Lauren Rabaino

My goal today is not to inundate you with endless complaints about Facebook etiquette (for more on the topic, see Every Conversation I’ve Ever Held).

Rather, I’d like to take a moment to polish my own statue and talk about an accomplishment I recently made within the realm of the Facebook universe: I recently gave about 40 of my “friends” on Facebook (“The Hipster’s MySpace!”) the axe. Also, I understand that while I call this an accomplishment, it really means nothing in the fictional social universe that is casual online networking.

Now, some people may find themselves distraught when they log onto their Facebook profiles and find that my presence no longer graces the News Feed on their home page.

No longer will they have the pleasure of knowing “James Koman wrote ‘I am writing something pointless’ on Somebody Else’s wall!” or that “James Koman is attending Someone Else’s birthday party that you were not invited to!”

No longer will they be able to peer into my life like a fly on the wall or creepy voyeuristic stalker, which is why I should apologize to these 40 persons who have recently been axed.

But before you attempt to re-add me as a friend just to leave a slanderous message on my wall, please let me explain my reasons.

REASONS WHY YOU’RE NO LONGER JAMES’ FRIEND:

1. I Haven’t Talked to You in Over a Year

If anyone would like to explain to me how you can have a casual relationship with an individual without any form of communication, I’ll nod politely without actually listening to you. We all know you don’t need to actually see a person to share a relationship with him or her.
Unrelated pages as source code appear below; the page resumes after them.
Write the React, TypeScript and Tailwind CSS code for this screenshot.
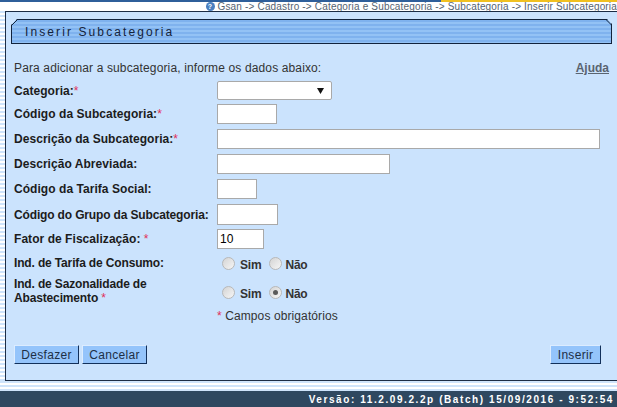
import React from "react";

const stripes =
  "bg-[repeating-linear-gradient(to_bottom,#cfe4fb_0px,#cfe4fb_2px,#ffffff_2px,#ffffff_4px)]";

function Req() {
  return <span className="text-[#e0305a] font-normal">*</span>;
}

function Field({
  label,
  width,
  value,
  height = "h-[20px]",
  tracking = "tracking-[0.05px]",
}: {
  label: React.ReactNode;
  width: string;
  value?: string;
  height?: string;
  tracking?: string;
}) {
  return (
    <div className={`flex items-center ${height}`}>
      <label className={`w-[203px] whitespace-nowrap font-bold text-[#1c1c1c] ${tracking}`}>{label}</label>
      <input
        readOnly
        value={value ?? ""}
        className={`${width} h-full bg-white border border-[#a9a9a9] px-[2px] text-[12px] text-black outline-none`}
      />
    </div>
  );
}

function Radio({ label, checked, gap }: { label: string; checked?: boolean; gap: string }) {
  return (
    <span className="flex items-center">
      <span className="w-[13px] h-[13px] rounded-full border border-[#b8b8b8] bg-gradient-to-br from-[#d4d4d4] to-[#f6f6f6] flex items-center justify-center">
        {checked && <span className="w-[5px] h-[5px] rounded-full bg-[#5a5a5a]" />}
      </span>
      <span className={`${gap} mt-[4px] font-bold text-[#333] tracking-[-0.2px]`}>{label}</span>
    </span>
  );
}

function RadioPair({ checked }: { checked?: boolean }) {
  return (
    <div className="flex items-center ml-[5px] gap-[8px]">
      <Radio label="Sim" gap="ml-[5px]" />
      <Radio label="Não" gap="ml-[3px]" checked={checked} />
    </div>
  );
}

function Btn({ children, width }: { children: React.ReactNode; width: string }) {
  return (
    <button className={`${width} h-[19px] bg-[#94c4fb] border border-t-[#dcecff] border-l-[#dcecff] border-r-[#12305a] border-b-[#12305a] text-[12px] tracking-[0.3px] text-[#1d2f45] leading-none`}>
      {children}
    </button>
  );
}

export default function App() {
  return (
    <div className="w-[617px] h-[407px] overflow-hidden flex flex-col bg-white font-['Liberation_Sans',Arial,sans-serif] text-[12px] text-[#333]">
      {/* barra do topo */}
      <div className="flex h-[2px] shrink-0">
        <div className="w-[441px] bg-[#2f5f9a]" />
        <div className="flex-1 bg-[#f0c020]" />
      </div>
      <div className="h-[9px] shrink-0 flex items-center justify-end whitespace-nowrap text-[10px] leading-none text-[#566472] tracking-[0.17px]">
        <span className="w-[9px] h-[9px] rounded-full bg-[#4a7fc0] mr-[3px] text-white text-[7px] flex items-center justify-center font-bold">
          ?
        </span>
        Gsan -&gt; Cadastro -&gt; Categoria e Subcategoria -&gt; Subcategoria -&gt; Inserir Subcategoria
      </div>

      <div className="flex flex-1 min-h-0">
        <div className={`w-[5px] shrink-0 ${stripes}`} />
        <div className="flex-1 min-w-0 flex flex-col">
          <div className="h-[370px] shrink-0 bg-[#cbe3fd] border border-[#1c2c44] border-r-0 pl-[5px] pt-[7px] flex flex-col">
            {/* título */}
            <div className="relative h-[25px] shrink-0 w-[601px]">
              <div className="h-full border border-[#12233c] flex items-center pl-[13px] text-[12px] tracking-[2.1px] text-[#14233a] [clip-path:polygon(6px_0,calc(100%-5px)_0,100%_5px,100%_100%,0_100%,0_6px)] bg-[repeating-linear-gradient(to_bottom,#7fb2ee_0px,#7fb2ee_2px,#93c2f5_2px,#93c2f5_4px)]">
                Inserir Subcategoria
              </div>
              <svg className="absolute left-0 top-0" width="7" height="7" viewBox="0 0 7 7">
                <path d="M0.5 6.5L6.5 0.5" stroke="#12233c" fill="none" />
              </svg>
              <svg className="absolute right-0 top-0" width="6" height="6" viewBox="0 0 6 6">
                <path d="M0 0.5L5.5 6" stroke="#12233c" fill="none" />
              </svg>
            </div>

            <div className="flex justify-between items-baseline mt-[17px] h-[14px] leading-[14px] pl-[3px] pr-[3px] w-[601px]">
              <span className="tracking-[0.13px]">Para adicionar a subcategoria, informe os dados abaixo:</span>
              <a className="font-bold underline text-[#5a6470]">Ajuda</a>
            </div>

            <div className="flex flex-col pl-[3px] mt-[6px] gap-[5px]">
              <div className="flex items-center h-[19px] -mb-[1px]">
                <label className="w-[203px] font-bold text-[#1c1c1c] tracking-[0.05px]">
                  Categoria:<Req />
                </label>
                <div className="w-[115px] h-full bg-white border border-[#a9a9a9] rounded-[2px] flex items-center justify-end pr-[7px]">
                  <svg width="7" height="6" viewBox="0 0 7 6">
                    <path d="M0 0h7L3.5 6z" fill="#111" />
                  </svg>
                </div>
              </div>
              <Field label={<>Código da Subcategoria:<Req /></>} width="w-[60px]" />
              <Field label={<>Descrição da Subcategoria:<Req /></>} width="w-[383px]" />
              <Field label="Descrição Abreviada:" width="w-[173px]" />
              <Field label="Código da Tarifa Social:" width="w-[40px]" />
              <div className="-mb-[1px]">
                <Field
                  label="Código do Grupo da Subcategoria:"
                  width="w-[61px]"
                  height="h-[21px]"
                  tracking="tracking-[-0.15px]"
                />
              </div>
              <Field label={<>Fator de Fiscalização: <Req /></>} width="w-[47px]" value="10" />
            </div>

            <div className="flex pl-[3px] mt-[4px] h-[20px] items-center">
              <span className="w-[203px] font-bold text-[#1c1c1c] tracking-[-0.15px]">Ind. de Tarifa de Consumo:</span>
              <RadioPair />
            </div>
            <div className="flex pl-[3px] mt-[2px] h-[32px] items-center">
              <span className="w-[203px] font-bold text-[#1c1c1c] tracking-[-0.15px] leading-[14px]">
                Ind. de Sazonalidade de
                <br />
                Abastecimento <Req />
              </span>
              <div className="mt-[2px]">
                <RadioPair checked />
              </div>
            </div>
            <div className="pl-[206px] mt-[2px] h-[14px] leading-[14px] tracking-[0.1px]">
              <Req /> Campos obrigatórios
            </div>

            <div className="flex justify-between mt-[22px] pl-[3px] w-[590px]">
              <div className="flex gap-[3px]">
                <Btn width="w-[65px]">Desfazer</Btn>
                <Btn width="w-[65px]">Cancelar</Btn>
              </div>
              <Btn width="w-[51px]">Inserir</Btn>
            </div>
          </div>
          <div className={`flex-1 -ml-[5px] ${stripes}`} />
        </div>
      </div>

      {/* rodapé */}
      <div className="h-[16px] shrink-0 bg-[#2f4860] flex items-center justify-end pr-[3px] text-[10px] font-bold text-white tracking-[1.58px] whitespace-nowrap">
        Versão: 11.2.09.2.2p (Batch) 15/09/2016 - 9:52:54
      </div>
    </div>
  );
}
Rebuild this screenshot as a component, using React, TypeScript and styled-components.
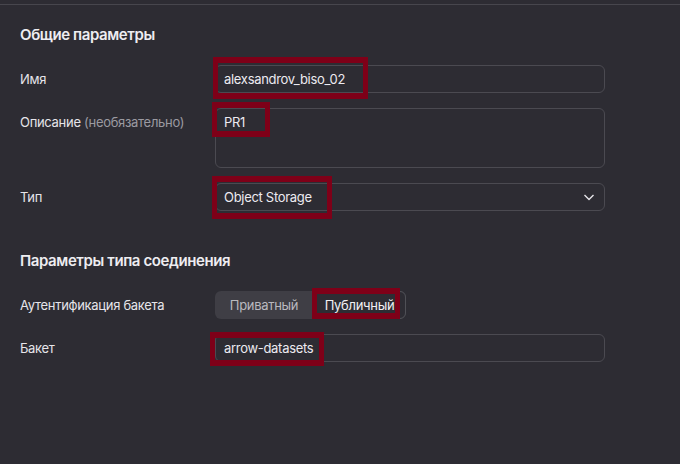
import { createGlobalStyle } from "styled-components";
import styled from "styled-components";

const GlobalStyle = createGlobalStyle`
  html, body {
    margin: 0;
    padding: 0;
    background: #2d2c33;
  }
  body {
    font-family: Inter, "Noto Sans", "Liberation Sans", sans-serif;
    color: #e9e8ec;
    letter-spacing: -0.3px;
    -webkit-font-smoothing: antialiased;
  }
`;

const Page = styled.div`
  position: relative;
  width: 680px;
  height: 464px;
  overflow: hidden;
  background: #2d2c33;
`;

const TopRule = styled.div`
  height: 4px;
  border-bottom: 1px solid #47464d;
`;

const Form = styled.div`
  display: flex;
  flex-direction: column;
  gap: 40px;
  padding: 20px 75px 0 20px;
`;

const Section = styled.section`
  display: flex;
  flex-direction: column;
  gap: 20px;
`;

const SectionTitle = styled.h2`
  margin: 0;
  font-size: 15px;
  line-height: 20px;
  font-weight: 600;
  letter-spacing: -0.4px;
  color: #eeedf1;
`;

const Rows = styled.div`
  display: flex;
  flex-direction: column;
  gap: 15px;
`;

const Row = styled.div`
  display: grid;
  grid-template-columns: 195px 390px;
  align-items: start;
`;

const Label = styled.div`
  font-size: 13px;
  line-height: 28px;
  color: #e6e5ea;
`;

const Hint = styled.span`
  color: #9b9aa1;
`;

const TextInput = styled.input`
  box-sizing: border-box;
  width: 100%;
  height: 28px;
  margin: 0;
  padding: 0 8px;
  border: 1px solid #4b4a51;
  border-radius: 6px;
  background: transparent;
  font: inherit;
  font-size: 13px;
  letter-spacing: inherit;
  color: #eceaf0;
  outline: none;
`;

const TextArea = styled.textarea`
  box-sizing: border-box;
  width: 100%;
  height: 60px;
  margin: 0;
  padding: 4px 8px;
  border: 1px solid #4b4a51;
  border-radius: 6px;
  background: transparent;
  font: inherit;
  font-size: 13px;
  line-height: 18px;
  letter-spacing: inherit;
  color: #eceaf0;
  resize: none;
  outline: none;
`;

const SelectBox = styled.div`
  box-sizing: border-box;
  height: 28px;
  display: flex;
  align-items: center;
  justify-content: space-between;
  padding: 0 9px 0 8px;
  border: 1px solid #4b4a51;
  border-radius: 6px;
  font-size: 13px;
  color: #eceaf0;
`;

const Segmented = styled.div`
  box-sizing: border-box;
  height: 28px;
  width: 191px;
  display: flex;
  border-radius: 6px;
  background: #3f3e45;
`;

const SegmentOption = styled.div<{ $active?: boolean }>`
  box-sizing: border-box;
  flex: ${(p) => (p.$active ? "0 0 93px" : "1")};
  display: flex;
  align-items: center;
  justify-content: center;
  font-size: 13px;
  border-radius: 6px;
  color: ${(p) => (p.$active ? "#f1f0f4" : "#bab9bf")};
  background: ${(p) => (p.$active ? "#2d2c33" : "transparent")};
  border: ${(p) => (p.$active ? "1px solid #505056" : "none")};
`;

const Mark = styled.div<{ $x: number; $y: number; $w: number; $h: number }>`
  position: absolute;
  box-sizing: border-box;
  left: ${(p) => p.$x}px;
  top: ${(p) => p.$y}px;
  width: ${(p) => p.$w}px;
  height: ${(p) => p.$h}px;
  border: 5px solid #7e0018;
  border-top-width: 6px;
  border-bottom-width: 6px;
  pointer-events: none;
`;

function Chevron() {
  return (
    <svg width="12" height="12" viewBox="0 0 12 12" fill="none">
      <path d="M1.5 4L6 8.5L10.5 4" stroke="#e6e5ea" strokeWidth="1.4" strokeLinejoin="round" />
    </svg>
  );
}

export default function App() {
  return (
    <Page>
      <GlobalStyle />
      <TopRule />
      <Form>
        <Section>
          <SectionTitle>Общие параметры</SectionTitle>
          <Rows>
            <Row>
              <Label>Имя</Label>
              <TextInput readOnly defaultValue="alexsandrov_biso_02" />
            </Row>
            <Row>
              <Label>
                Описание <Hint>(необязательно)</Hint>
              </Label>
              <TextArea readOnly defaultValue="PR1" />
            </Row>
            <Row>
              <Label>Тип</Label>
              <SelectBox>
                <span>Object Storage</span>
                <Chevron />
              </SelectBox>
            </Row>
          </Rows>
        </Section>
        <Section>
          <SectionTitle>Параметры типа соединения</SectionTitle>
          <Rows>
            <Row>
              <Label>Аутентификация бакета</Label>
              <Segmented>
                <SegmentOption>Приватный</SegmentOption>
                <SegmentOption $active>Публичный</SegmentOption>
              </Segmented>
            </Row>
            <Row>
              <Label>Бакет</Label>
              <TextInput readOnly defaultValue="arrow-datasets" />
            </Row>
          </Rows>
        </Section>
      </Form>

      <Mark $x={213} $y={57} $w={155} $h={42} />
      <Mark $x={212} $y={102} $w={58} $h={35} />
      <Mark $x={212} $y={176} $w={120} $h={43} />
      <Mark $x={312} $y={288} $w={88} $h={31} />
      <Mark $x={210} $y={332} $w={114} $h={34} />
    </Page>
  );
}
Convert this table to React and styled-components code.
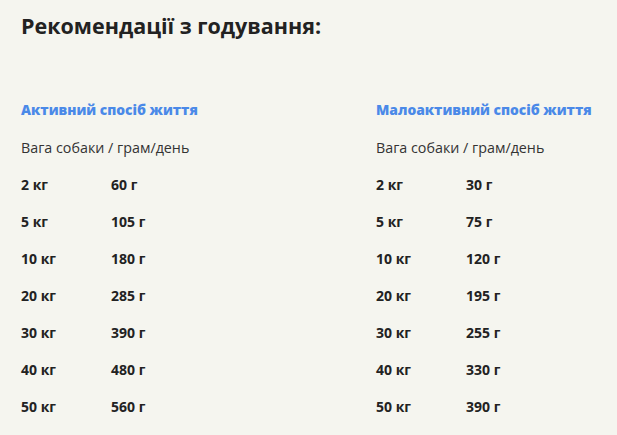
import React from "react";
import styled, { createGlobalStyle } from "styled-components";

const GlobalStyle = createGlobalStyle`
  body {
    margin: 0;
    background: #f5f5ef;
    font-family: "Open Sans", "DejaVu Sans", sans-serif;
    color: #222;
  }
`;

const Page = styled.div`
  padding: 11px 21px 0;
`;

const Title = styled.h2`
  margin: 0;
  font-size: 21.5px;
  font-weight: 700;
  line-height: 30px;
  color: #222;
`;

const Columns = styled.div`
  display: grid;
  grid-template-columns: 355px 1fr;
  margin-top: 59px;
`;

const Column = styled.div`
  display: flex;
  flex-direction: column;
`;

const Heading = styled.h3`
  margin: 0;
  font-size: 13.8px;
  font-weight: 800;
  line-height: 20px;
  color: #4a89e8;
  white-space: nowrap;
`;

const Caption = styled.div`
  margin-top: 18px;
  font-size: 14.3px;
  line-height: 20px;
  color: #333;
`;

const Row = styled.div`
  display: grid;
  grid-template-columns: 90px 1fr;
  margin-top: 17px;
  font-size: 14px;
  font-weight: 700;
  line-height: 20px;
  color: #222;
`;

const active = [
  ["2 кг", "60 г"],
  ["5 кг", "105 г"],
  ["10 кг", "180 г"],
  ["20 кг", "285 г"],
  ["30 кг", "390 г"],
  ["40 кг", "480 г"],
  ["50 кг", "560 г"],
];

const lowActive = [
  ["2 кг", "30 г"],
  ["5 кг", "75 г"],
  ["10 кг", "120 г"],
  ["20 кг", "195 г"],
  ["30 кг", "255 г"],
  ["40 кг", "330 г"],
  ["50 кг", "390 г"],
];

const FeedColumn = ({ title, rows }) => (
  <Column>
    <Heading>{title}</Heading>
    <Caption>Вага собаки / грам/день</Caption>
    {rows.map(([weight, grams]) => (
      <Row key={weight}>
        <span>{weight}</span>
        <span>{grams}</span>
      </Row>
    ))}
  </Column>
);

const App = () => (
  <>
    <GlobalStyle />
    <Page>
      <Title>Рекомендації з годування:</Title>
      <Columns>
        <FeedColumn title="Активний спосіб життя" rows={active} />
        <FeedColumn title="Малоактивний спосіб життя" rows={lowActive} />
      </Columns>
    </Page>
  </>
);

export default App;
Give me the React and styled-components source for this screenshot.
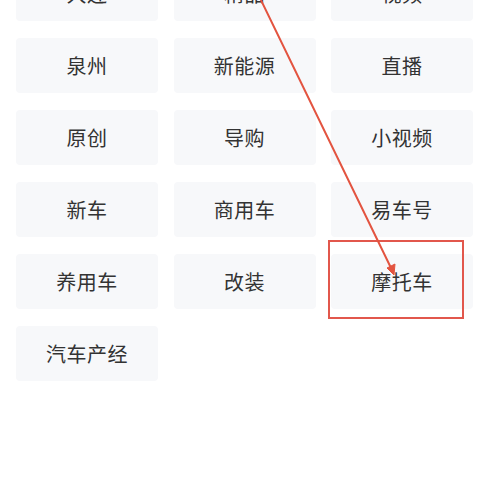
import styled, { createGlobalStyle } from "styled-components";

const channels = [
  "大连", "精品", "视频",
  "泉州", "新能源", "直播",
  "原创", "导购", "小视频",
  "新车", "商用车", "易车号",
  "养用车", "改装", "摩托车",
  "汽车产经",
];

const App = () => {
  return (
    <Page>
      <GlobalStyle />
      <Grid>
        {channels.map((name) => (
          <Tag key={name}>{name}</Tag>
        ))}
      </Grid>

      <Marker />
      <Arrow width="503" height="488" viewBox="0 0 503 488">
        <line x1="259" y1="-4" x2="392" y2="270" />
        <polygon points="394,275 387,268 395,264" />
      </Arrow>
    </Page>
  );
};

export default App;

const GlobalStyle = createGlobalStyle`
  html, body {
    margin: 0;
    background: #fff;
    overflow: hidden;
  }
`;

const Page = styled.div`
  position: relative;
  width: 503px;
  height: 488px;
  overflow: hidden;
  font-family: "Noto Sans CJK SC", "Noto Sans", sans-serif;
`;

const Grid = styled.div`
  display: grid;
  grid-template-columns: repeat(3, 142px);
  grid-auto-rows: 55px;
  column-gap: 15.5px;
  row-gap: 17px;
  padding-left: 16px;
  margin-top: -34px;
`;

const Tag = styled.div`
  display: flex;
  align-items: center;
  justify-content: center;
  background: #f7f8fa;
  border-radius: 4px;
  color: #333;
  font-size: 20px;
  letter-spacing: 0.5px;
`;

const Marker = styled.div`
  position: absolute;
  left: 328px;
  top: 240px;
  width: 136px;
  height: 79px;
  box-sizing: border-box;
  border: 2px solid #e2574c;
`;

const Arrow = styled.svg`
  position: absolute;
  left: 0;
  top: 0;
  pointer-events: none;

  line {
    stroke: #e35440;
    stroke-width: 2;
    stroke-linecap: round;
  }

  polygon {
    fill: #e35440;
    stroke: #e35440;
    stroke-width: 1;
    stroke-linejoin: round;
  }
`;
If you’re like me, the prospect of talking to a person – especially a member of the opposite sex – is a frightening and daunting prospect. That’s why I write this column, as a cover for my own crippling social insecurities. I regularly resort to alternative modes of communication with my associates, such as e-mail, various hand signals through the window of my car, and shrill bird calls.

Yes, with this behavior, you’re wondering how I had 40 friends on Facebook to begin with. SCREECH! I figure that if we haven’t communicated in over a year, we probably weren’t that close to begin with.

2. Our Interactions Were Strictly Academic, and It Is Unlikely We Will Be in The Same Class Again

I have a bad habit of befriending every laboratory and project partner I’ve ever worked with on Facebook. Most of this stemmed from my freshman and sophomore years, when the number of friends you had on Facebook was the most accurate gauge of coolness.

Now, having asserted myself at the apex of Cal Poly coolness standards (see previous paragraph “why I write this column”), I can finally shake these lovely people from my body like leeches after a dive in the ol’ swimmin’ hole. Thanks for calculating velocity that one time back in physics lab, but that doesn’t mean we’re serious.

3. I Have Zero Emotional Connection to You

Some people who I came across on my list I couldn’t even remember how I came to add them on Facebook in the first place. Their faces were startlingly alien, with some ravishing beauty, but strange nonetheless. Sorry folks, but it takes more than a pretty face to keep me as your friend. I often require some sort of Herculean athletic feat, or a batch of cookies.

Also, there were many people with whom I’ve not communicated as far back as freshman year. However, I do have heartwarming memories of their heartwarming personas that still manage to warm my heart when my heart needs warming. These memories usually consist of inside jokes, or times when the person hurt themselves and I laughed at their misfortune (see second-most previous paragraph “why I write this column”). Good times, good times.

For those of you who have survived my first wave of destruction, you are safe for at least another six months. To the rest of you, I encourage you to free yourselves from Facebook friend clutter. With this purging, I feel refreshed, like those celebrities who go on detox diets, only to replace delicious salty meals and sweet desserts with highly addictive drugs.

And to the people I have dismissed from my friends list, I wish to cause you no offense. I hope you find success, wealth and spiritual fulfillment on whatever path you pursue in life, as long as it’s honest success and wealth, or I somehow profit from it. In that case, please add me on Facebook.

James Koman is a biology junior and a Mustang Daily humor columnist.